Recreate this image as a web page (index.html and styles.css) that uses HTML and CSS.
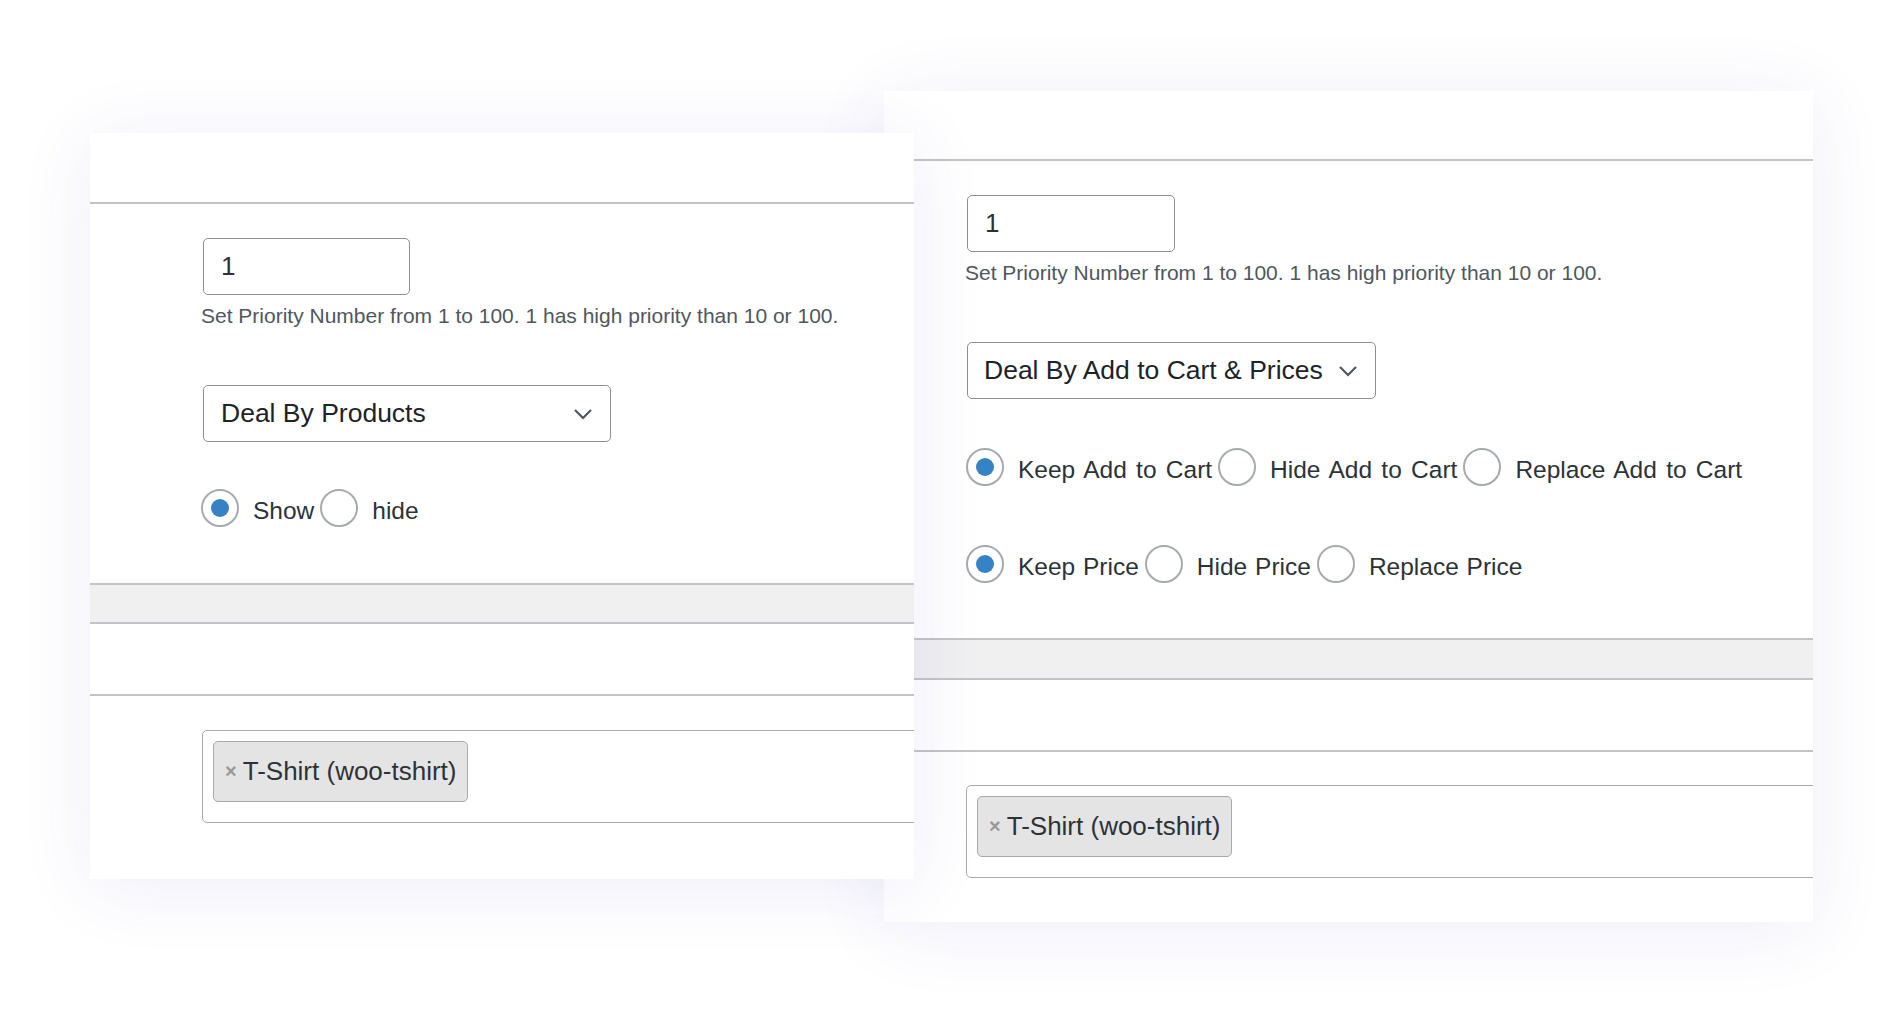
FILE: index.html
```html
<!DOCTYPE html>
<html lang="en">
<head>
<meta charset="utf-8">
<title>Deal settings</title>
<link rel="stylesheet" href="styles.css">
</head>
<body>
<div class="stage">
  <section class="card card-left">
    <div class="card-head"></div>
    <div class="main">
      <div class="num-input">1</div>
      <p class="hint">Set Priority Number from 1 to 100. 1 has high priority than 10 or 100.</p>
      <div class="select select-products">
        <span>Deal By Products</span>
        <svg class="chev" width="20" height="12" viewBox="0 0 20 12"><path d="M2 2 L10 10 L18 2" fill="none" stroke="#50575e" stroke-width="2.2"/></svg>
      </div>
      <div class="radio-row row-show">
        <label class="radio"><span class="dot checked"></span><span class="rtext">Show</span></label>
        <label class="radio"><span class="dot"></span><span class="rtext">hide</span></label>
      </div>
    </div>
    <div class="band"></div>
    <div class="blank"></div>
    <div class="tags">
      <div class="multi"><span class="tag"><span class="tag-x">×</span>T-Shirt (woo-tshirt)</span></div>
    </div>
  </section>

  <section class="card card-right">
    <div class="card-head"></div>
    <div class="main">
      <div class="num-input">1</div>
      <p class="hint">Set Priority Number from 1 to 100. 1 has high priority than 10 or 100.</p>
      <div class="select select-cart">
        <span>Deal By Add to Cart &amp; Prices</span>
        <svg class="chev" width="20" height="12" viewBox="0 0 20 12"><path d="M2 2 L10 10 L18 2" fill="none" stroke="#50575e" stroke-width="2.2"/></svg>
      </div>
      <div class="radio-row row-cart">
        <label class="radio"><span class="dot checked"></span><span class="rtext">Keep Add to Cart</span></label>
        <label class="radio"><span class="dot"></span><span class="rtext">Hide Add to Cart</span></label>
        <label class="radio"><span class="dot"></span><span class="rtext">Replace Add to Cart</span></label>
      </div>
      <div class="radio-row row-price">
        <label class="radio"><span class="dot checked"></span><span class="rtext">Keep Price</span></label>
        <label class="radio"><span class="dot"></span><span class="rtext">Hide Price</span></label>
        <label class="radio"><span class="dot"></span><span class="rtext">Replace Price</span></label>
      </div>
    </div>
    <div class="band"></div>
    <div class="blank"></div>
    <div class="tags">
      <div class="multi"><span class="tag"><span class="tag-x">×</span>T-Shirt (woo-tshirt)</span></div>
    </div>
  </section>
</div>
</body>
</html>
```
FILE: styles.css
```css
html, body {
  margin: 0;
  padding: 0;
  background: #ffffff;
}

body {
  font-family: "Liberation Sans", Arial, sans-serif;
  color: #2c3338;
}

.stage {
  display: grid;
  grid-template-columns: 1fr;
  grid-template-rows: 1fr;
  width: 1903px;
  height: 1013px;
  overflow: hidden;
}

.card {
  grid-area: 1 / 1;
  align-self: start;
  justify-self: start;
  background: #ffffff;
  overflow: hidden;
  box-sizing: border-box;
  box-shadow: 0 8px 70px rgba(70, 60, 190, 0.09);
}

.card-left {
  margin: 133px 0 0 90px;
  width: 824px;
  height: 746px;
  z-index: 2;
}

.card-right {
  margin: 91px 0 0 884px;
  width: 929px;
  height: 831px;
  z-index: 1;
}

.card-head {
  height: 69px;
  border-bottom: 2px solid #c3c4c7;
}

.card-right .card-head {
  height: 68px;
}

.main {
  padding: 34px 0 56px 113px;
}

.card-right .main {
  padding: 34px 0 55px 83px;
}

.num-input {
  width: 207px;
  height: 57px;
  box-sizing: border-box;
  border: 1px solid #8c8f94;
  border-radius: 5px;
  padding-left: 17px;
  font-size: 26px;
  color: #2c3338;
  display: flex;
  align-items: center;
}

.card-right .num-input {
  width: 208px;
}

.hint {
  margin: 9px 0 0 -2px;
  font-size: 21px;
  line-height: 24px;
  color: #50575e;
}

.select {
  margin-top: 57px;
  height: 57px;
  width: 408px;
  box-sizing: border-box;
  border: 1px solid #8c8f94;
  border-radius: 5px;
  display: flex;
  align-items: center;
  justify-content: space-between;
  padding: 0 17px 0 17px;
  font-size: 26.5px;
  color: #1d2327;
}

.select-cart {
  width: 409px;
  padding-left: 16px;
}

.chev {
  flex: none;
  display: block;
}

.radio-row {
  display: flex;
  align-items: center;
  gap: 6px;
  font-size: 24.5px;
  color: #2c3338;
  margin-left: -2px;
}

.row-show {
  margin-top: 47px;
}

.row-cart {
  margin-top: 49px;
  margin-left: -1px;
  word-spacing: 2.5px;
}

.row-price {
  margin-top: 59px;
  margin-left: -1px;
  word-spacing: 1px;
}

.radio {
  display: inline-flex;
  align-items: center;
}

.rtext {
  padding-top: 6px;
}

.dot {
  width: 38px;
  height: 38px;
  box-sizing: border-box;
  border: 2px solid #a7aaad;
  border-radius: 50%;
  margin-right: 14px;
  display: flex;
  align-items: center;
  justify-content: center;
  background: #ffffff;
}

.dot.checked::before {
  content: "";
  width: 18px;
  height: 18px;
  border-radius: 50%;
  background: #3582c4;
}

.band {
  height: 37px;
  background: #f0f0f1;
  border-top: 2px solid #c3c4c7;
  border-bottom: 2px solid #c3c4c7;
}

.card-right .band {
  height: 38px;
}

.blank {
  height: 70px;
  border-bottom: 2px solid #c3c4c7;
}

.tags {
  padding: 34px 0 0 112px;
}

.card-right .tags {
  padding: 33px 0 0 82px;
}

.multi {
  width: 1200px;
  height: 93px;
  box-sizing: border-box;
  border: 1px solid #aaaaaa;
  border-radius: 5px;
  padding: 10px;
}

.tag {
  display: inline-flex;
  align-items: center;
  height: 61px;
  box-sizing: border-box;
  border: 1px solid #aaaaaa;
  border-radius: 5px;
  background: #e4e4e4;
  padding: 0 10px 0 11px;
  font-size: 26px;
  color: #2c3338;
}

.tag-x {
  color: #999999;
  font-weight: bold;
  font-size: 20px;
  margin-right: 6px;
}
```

### DO THIS
Reproduce the full listing above verbatim, with no pictures included.

### EXPECTED OUTPUT
Recreate this image as a web page (index.html and styles.css) that uses HTML and CSS.
FILE: index.html
```html
<!DOCTYPE html>
<html lang="en">
<head>
<meta charset="utf-8">
<title>Deal settings</title>
<link rel="stylesheet" href="styles.css">
</head>
<body>
<div class="stage">
  <section class="card card-left">
    <div class="card-head"></div>
    <div class="main">
      <div class="num-input">1</div>
      <p class="hint">Set Priority Number from 1 to 100. 1 has high priority than 10 or 100.</p>
      <div class="select select-products">
        <span>Deal By Products</span>
        <svg class="chev" width="20" height="12" viewBox="0 0 20 12"><path d="M2 2 L10 10 L18 2" fill="none" stroke="#50575e" stroke-width="2.2"/></svg>
      </div>
      <div class="radio-row row-show">
        <label class="radio"><span class="dot checked"></span><span class="rtext">Show</span></label>
        <label class="radio"><span class="dot"></span><span class="rtext">hide</span></label>
      </div>
    </div>
    <div class="band"></div>
    <div class="blank"></div>
    <div class="tags">
      <div class="multi"><span class="tag"><span class="tag-x">×</span>T-Shirt (woo-tshirt)</span></div>
    </div>
  </section>

  <section class="card card-right">
    <div class="card-head"></div>
    <div class="main">
      <div class="num-input">1</div>
      <p class="hint">Set Priority Number from 1 to 100. 1 has high priority than 10 or 100.</p>
      <div class="select select-cart">
        <span>Deal By Add to Cart &amp; Prices</span>
        <svg class="chev" width="20" height="12" viewBox="0 0 20 12"><path d="M2 2 L10 10 L18 2" fill="none" stroke="#50575e" stroke-width="2.2"/></svg>
      </div>
      <div class="radio-row row-cart">
        <label class="radio"><span class="dot checked"></span><span class="rtext">Keep Add to Cart</span></label>
        <label class="radio"><span class="dot"></span><span class="rtext">Hide Add to Cart</span></label>
        <label class="radio"><span class="dot"></span><span class="rtext">Replace Add to Cart</span></label>
      </div>
      <div class="radio-row row-price">
        <label class="radio"><span class="dot checked"></span><span class="rtext">Keep Price</span></label>
        <label class="radio"><span class="dot"></span><span class="rtext">Hide Price</span></label>
        <label class="radio"><span class="dot"></span><span class="rtext">Replace Price</span></label>
      </div>
    </div>
    <div class="band"></div>
    <div class="blank"></div>
    <div class="tags">
      <div class="multi"><span class="tag"><span class="tag-x">×</span>T-Shirt (woo-tshirt)</span></div>
    </div>
  </section>
</div>
</body>
</html>
```
FILE: styles.css
```css
html, body {
  margin: 0;
  padding: 0;
  background: #ffffff;
}

body {
  font-family: "Liberation Sans", Arial, sans-serif;
  color: #2c3338;
}

.stage {
  display: grid;
  grid-template-columns: 1fr;
  grid-template-rows: 1fr;
  width: 1903px;
  height: 1013px;
  overflow: hidden;
}

.card {
  grid-area: 1 / 1;
  align-self: start;
  justify-self: start;
  background: #ffffff;
  overflow: hidden;
  box-sizing: border-box;
  box-shadow: 0 8px 70px rgba(70, 60, 190, 0.09);
}

.card-left {
  margin: 133px 0 0 90px;
  width: 824px;
  height: 746px;
  z-index: 2;
}

.card-right {
  margin: 91px 0 0 884px;
  width: 929px;
  height: 831px;
  z-index: 1;
}

.card-head {
  height: 69px;
  border-bottom: 2px solid #c3c4c7;
}

.card-right .card-head {
  height: 68px;
}

.main {
  padding: 34px 0 56px 113px;
}

.card-right .main {
  padding: 34px 0 55px 83px;
}

.num-input {
  width: 207px;
  height: 57px;
  box-sizing: border-box;
  border: 1px solid #8c8f94;
  border-radius: 5px;
  padding-left: 17px;
  font-size: 26px;
  color: #2c3338;
  display: flex;
  align-items: center;
}

.card-right .num-input {
  width: 208px;
}

.hint {
  margin: 9px 0 0 -2px;
  font-size: 21px;
  line-height: 24px;
  color: #50575e;
}

.select {
  margin-top: 57px;
  height: 57px;
  width: 408px;
  box-sizing: border-box;
  border: 1px solid #8c8f94;
  border-radius: 5px;
  display: flex;
  align-items: center;
  justify-content: space-between;
  padding: 0 17px 0 17px;
  font-size: 26.5px;
  color: #1d2327;
}

.select-cart {
  width: 409px;
  padding-left: 16px;
}

.chev {
  flex: none;
  display: block;
}

.radio-row {
  display: flex;
  align-items: center;
  gap: 6px;
  font-size: 24.5px;
  color: #2c3338;
  margin-left: -2px;
}

.row-show {
  margin-top: 47px;
}

.row-cart {
  margin-top: 49px;
  margin-left: -1px;
  word-spacing: 2.5px;
}

.row-price {
  margin-top: 59px;
  margin-left: -1px;
  word-spacing: 1px;
}

.radio {
  display: inline-flex;
  align-items: center;
}

.rtext {
  padding-top: 6px;
}

.dot {
  width: 38px;
  height: 38px;
  box-sizing: border-box;
  border: 2px solid #a7aaad;
  border-radius: 50%;
  margin-right: 14px;
  display: flex;
  align-items: center;
  justify-content: center;
  background: #ffffff;
}

.dot.checked::before {
  content: "";
  width: 18px;
  height: 18px;
  border-radius: 50%;
  background: #3582c4;
}

.band {
  height: 37px;
  background: #f0f0f1;
  border-top: 2px solid #c3c4c7;
  border-bottom: 2px solid #c3c4c7;
}

.card-right .band {
  height: 38px;
}

.blank {
  height: 70px;
  border-bottom: 2px solid #c3c4c7;
}

.tags {
  padding: 34px 0 0 112px;
}

.card-right .tags {
  padding: 33px 0 0 82px;
}

.multi {
  width: 1200px;
  height: 93px;
  box-sizing: border-box;
  border: 1px solid #aaaaaa;
  border-radius: 5px;
  padding: 10px;
}

.tag {
  display: inline-flex;
  align-items: center;
  height: 61px;
  box-sizing: border-box;
  border: 1px solid #aaaaaa;
  border-radius: 5px;
  background: #e4e4e4;
  padding: 0 10px 0 11px;
  font-size: 26px;
  color: #2c3338;
}

.tag-x {
  color: #999999;
  font-weight: bold;
  font-size: 20px;
  margin-right: 6px;
}
```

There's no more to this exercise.